Foreigners arriving in Singapore to “steal jobs away” from Singaporeans has been a point of contention for a long time.
But it’s during this economic downturn and GE2020 that the issue was brought to the front in an explosive manner.
This past month, the Singapore government has been hard at work trying to reassure Singaporeans about foreigners coming into Singapore to work.
The MOM announced that they are keeping an eye on 47 companies which might’ve practised discriminatory hiring practices against Singaporeans.
DPM Heng Swee Keat came out to explain that the various agreements signed by Singapore with other countries do not take jobs away from Singaporeans.
And now, even our president has stepped up to the podium to say a few words on the issue.
President Halimah Said Gov will Address S’poreans’ Anxiety About Competition for Jobs with Foreigners
In her traditional speech to open the parliament on 24 Aug 2020, President Halimah Yacob said that she completely understood Singaporeans’ concerns with jobs and foreigners in these trying times.
The government will address these anxieties, she assures.
“We understand these concerns. They not only touch on matters of livelihood, but also on our sense of identity and belonging. They will be addressed.”
Adding that the interest of Singaporeans is always the most important, she urges Singaporeans to have “confidence” in the rights and privileges of being a Singapore citizen.
President Halimah Yacob said that Singapore cannot afford to turn inwards and adopt a protectionist policy.
Pointing out that Singapore’s education system can produce the best that can stand against the best the world has to offer, Singaporeans should embrace the value that foreign talents can bring to Singapore to improve the lives of Singaporeans and their children.

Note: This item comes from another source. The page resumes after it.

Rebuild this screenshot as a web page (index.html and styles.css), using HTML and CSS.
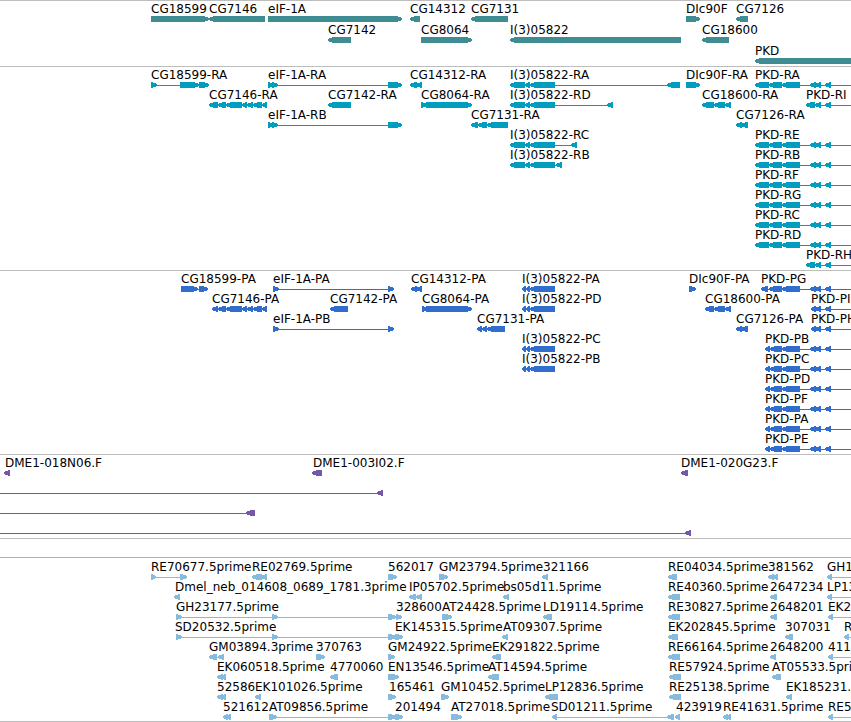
FILE: index.html
```html
<!DOCTYPE html>
<html lang="en">
<head>
<meta charset="utf-8">
<title>Genome browser tracks</title>
<link rel="stylesheet" href="styles.css">
</head>
<body>
<main class="browser" id="browser"></main>
<script src="tracks.js"></script>
</body>
</html>
```
FILE: styles.css
```css
body {
  margin: 0;
  background: #fff;
  color: #000;
  font-family: "DejaVu Sans", sans-serif;
  font-size: 12px;
  line-height: 14px;
}

.browser {
  overflow: hidden;
}

.track {
  display: flex;
  flex-direction: column;
  border-top: 1px solid #bdbdbd;
  padding: 1px 0 2px;
}

.track-genes {
  gap: 1px;
  color: #3f8d92;
}

.track-transcripts {
  color: #009dbf;
}

.track-proteins {
  color: #316dcc;
}

.track-bacs {
  color: #7657a8;
}

.track-ests {
  color: #87bbdd;
  border-bottom: 1px solid #bdbdbd;
  padding-bottom: 1px;
}

.row {
  position: relative;
  display: flex;
  flex-direction: column;
  justify-content: flex-end;
  height: 20px;
}

/* Labels sit at their feature's place on the sequence axis. */
.label {
  position: absolute;
  top: 0;
  color: #000;
  white-space: nowrap;
}

.glyphs {
  display: block;
  width: 100%;
  height: 6px;
  overflow: hidden;
  fill: currentColor;
  shape-rendering: crispEdges;
}
```
FILE: tracks.js
```js
// Feature: "label|label position|strand|blocks", blocks as start-end pairs.
// A block list ending in "+" runs on past the right edge, one starting with
// "+" comes in from the left edge.
const PKD_TAIL = "815-821 825-831 +";
const PKD_R = "755-769 769-782 782-800 810-816 " + PKD_TAIL;
const PKD_P = "765-770 770-782 782-800 810-816 " + PKD_TAIL;
const I3_R = "510-525 525-530 530-555";
const I3_P = "522-526 526-530 530-555";
const EIF_R = "268-273 272-278 388-402";
const EIF_P = "273-279 388-394";

const tracks = [
  ["genes", [
    ["CG18599|151|>|151-209", "CG7146|209|<|209-265", "eIF-1A|268|>|268-402", "CG14312|410|<|410-420", "CG7131|471|<|471-508", "DIc90F|686|>|686-700", "CG7126|736|<|736-748"],
    ["CG7142|328|<|328-351", "CG8064|421|>|421-472", "I(3)05822|510|<|510-681", "CG18600|702|<|702-729"],
    ["PKD|755|<|755-2000"]
  ]],
  ["transcripts", [
    ["CG18599-RA|151|>|151-157 180-199 199-209", "eIF-1A-RA|268|>|" + EIF_R, "CG14312-RA|410|<|410-417 416-422", "I(3)05822-RA|510|<|" + I3_R + " 667-680", "DIc90F-RA|686|>|686-700", "PKD-RA|755|<|" + PKD_R],
    ["CG7146-RA|209|<|209-218 218-226 226-242 242-247 247-253 253-262 262-267", "CG7142-RA|328|<|328-351", "CG8064-RA|421|>|421-427 426-472", "I(3)05822-RD|510|<|" + I3_R + " 607-613", "CG18600-RA|702|<|702-714 714-725 725-731", "PKD-RI|806|<|806-815 " + PKD_TAIL],
    ["eIF-1A-RB|268|>|" + EIF_R, "CG7131-RA|471|<|471-478 478-487 487-508", "CG7126-RA|736|<|736-742 741-748"],
    ["I(3)05822-RC|510|<|" + I3_R + " 571-577", "PKD-RE|755|<|" + PKD_R],
    ["I(3)05822-RB|510|<|" + I3_R + " 556-562", "PKD-RB|755|<|" + PKD_R],
    ["PKD-RF|755|<|" + PKD_R],
    ["PKD-RG|755|<|" + PKD_R],
    ["PKD-RC|755|<|" + PKD_R],
    ["PKD-RD|755|<|" + PKD_R],
    ["PKD-RH|806|<|806-815 " + PKD_TAIL]
  ]],
  ["proteins", [
    ["CG18599-PA|181|>|181-198 199-208", "eIF-1A-PA|273|>|" + EIF_P, "CG14312-PA|411|<|411-417 416-422", "I(3)05822-PA|522|<|" + I3_P, "DIc90F-PA|689|>|689-696", "PKD-PG|761|<|761-768 769-782 782-800 810-816 " + PKD_TAIL],
    ["CG7146-PA|212|<|212-218 218-226 226-242 242-247 247-253 253-262 262-267", "CG7142-PA|330|<|330-348", "CG8064-PA|422|>|422-427 426-472", "I(3)05822-PD|522|<|" + I3_P, "CG18600-PA|705|<|705-714 714-725 725-731", "PKD-PI|811|<|811-816 " + PKD_TAIL],
    ["eIF-1A-PB|273|>|" + EIF_P, "CG7131-PA|477|<|477-482 482-487 487-505", "CG7126-PA|736|<|736-742 741-748", "PKD-PH|811|<|811-816 " + PKD_TAIL],
    ["I(3)05822-PC|522|<|" + I3_P, "PKD-PB|765|<|" + PKD_P],
    ["I(3)05822-PB|522|<|" + I3_P, "PKD-PC|765|<|" + PKD_P],
    ["PKD-PD|765|<|" + PKD_P],
    ["PKD-PF|765|<|" + PKD_P],
    ["PKD-PA|765|<|" + PKD_P],
    ["PKD-PE|765|<|" + PKD_P]
  ]],
  ["bacs", [
    ["DME1-018N06.F|5|<|4-10", "DME1-003I02.F|313|<|312-322", "DME1-020G23.F|681|<|681-688"],
    ["||<|+ 377-383"],
    ["||<|+ 246-255"],
    ["||<|+ 685-691"]
  ]],
  ["ests", [
    ["||>|+ +"],
    ["RE70677.5prime|151|>|151-156 180-187", "RE02769.5prime|252|<|252-262 261-267", "562017|388|>|388-397", "GM23794.5prime|439|>|439-448", "321166|543|<|542-548", "RE04034.5prime|668|<|668-677", "381562|768|<|768-774 772-778", "GH1|827|<|827-832 +"],
    ["Dmel_neb_014608_0689_1781.3prime|175|<|174-180", "IP05702.5prime|409|<|409-416 416-422", "bs05d11.5prime|503|<|503-509", "RE40360.5prime|668|<|668-680", "2647234|770|<|770-777", "LP13|827|<|827-832 +"],
    ["GH23177.5prime|176|>|176-182 272-278 388-396", "328600|396|>|396-402", "AT24428.5prime|442|>|442-452", "LD19114.5prime|543|<|543-552", "RE30827.5prime|668|<|668-680", "2648201|770|<|770-777", "EK2|828|<|828-833 +"],
    ["SD20532.5prime|175|>|176-182 272-278 388-396", "EK145315.5prime|395|>|395-403", "AT09307.5prime|503|<|502-508", "EK202845.5prime|668|<|668-678", "307031|785|<|785-793", "R|844|<|844-849 +"],
    ["GM03894.3prime|209|<|209-217 218-224", "370763|316|>|316-325", "GM24922.5prime|388|>|388-395", "EK291822.5prime|492|<|492-501", "RE66164.5prime|668|<|668-680", "2648200|770|<|770-776", "411|828|<|828-833 +"],
    ["EK060518.5prime|217|<|217-223 220-226", "4770060|330|<|330-338", "EN13546.5prime|388|>|388-399", "AT14594.5prime|488|<|488-499", "RE57924.5prime|669|<|669-681", "AT05533.5prime|772|<|772-781"],
    ["52586|217|<|217-223 220-226", "EK101026.5prime|255|<|255-261", "165461|389|>|388-396", "GM10452.5prime|441|>|441-449", "LP12836.5prime|545|<|545-558", "RE25138.5prime|669|<|669-681", "EK185231.5prime|786|<|786-792"],
    ["521612|223|<|223-228 226-231", "AT09856.5prime|269|>|269-274 271-277 388-396", "201494|395|>|395-403", "AT27018.5prime|451|>|451-462", "SD01211.5prime|551|<|552-557 667-674", "423919|676|<|675-680", "RE41631.5prime|723|<|723-728 726-731", "RE5|828|<|828-833 +"]
  ]]
];

// A block is a bar with a blunt pointed head; short blocks are all head.
function block(start, end, strand) {
  const head = Math.min(6, end - start);
  return strand === "<"
    ? `<path d="M${start} 2L${start + head - 1} 0H${end}V6H${start + head - 1}L${start} 4z"/>`
    : `<path d="M${start} 0H${end - head + 1}L${end} 2V4L${end - head + 1} 6H${start}z"/>`;
}

function glyph(strand, blocks) {
  const parts = blocks.split(" ");
  const pairs = parts.filter(p => p !== "+").map(p => p.split("-").map(Number));
  const from = parts[0] === "+" ? 0 : pairs[0][0] + 2;
  const to = parts[parts.length - 1] === "+" ? 4000 : pairs[pairs.length - 1][1] - 2;
  return `<rect x="${from}" y="3" width="${to - from}" height="1"/>` +
    pairs.map(([start, end]) => block(start, end, strand)).join("");
}

document.getElementById("browser").innerHTML = tracks.map(([name, rows]) =>
  `<section class="track track-${name}">` + rows.map(row => {
    const features = row.map(f => f.split("|"));
    const labels = features.filter(f => f[0]).map(([label, x]) =>
      `<span class="label" style="left:${x}px">${label}</span>`).join("");
    const shapes = features.map(f => glyph(f[2], f[3])).join("");
    return `<div class="row">${labels}<svg class="glyphs" aria-hidden="true">${shapes}</svg></div>`;
  }).join("") + "</section>").join("");
```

Previously, DPM Heng explained why foreign talents are still necessary here in Singapore.
He pointed out that there are opportunities for growth in several industries but Singapore isn’t able to provide enough manpower to make use of these opportunities. Yet.
So while foreign talents are brought in to be the “stopgap” measure, Singaporeans can take the option to upskill themselves in the desired areas.
Don’t Pay Attention To Online Chatter
President Halimah Yacob acknowledged that this issue can be very polarising (divide Singaporeans into two camps).
What she hopes to see is Singaporeans paying lesser attention to what is being said online (read: hate comments on social media) and instead, try to “bridge the gap with those who think differently”.
The Singaporean identity, she emphasised, is not by rejecting new arrivals, but by including them and adding to the “richness of our society”.
She’s probably reminding us of the fact that Singapore is a society mostly made up of immigrants.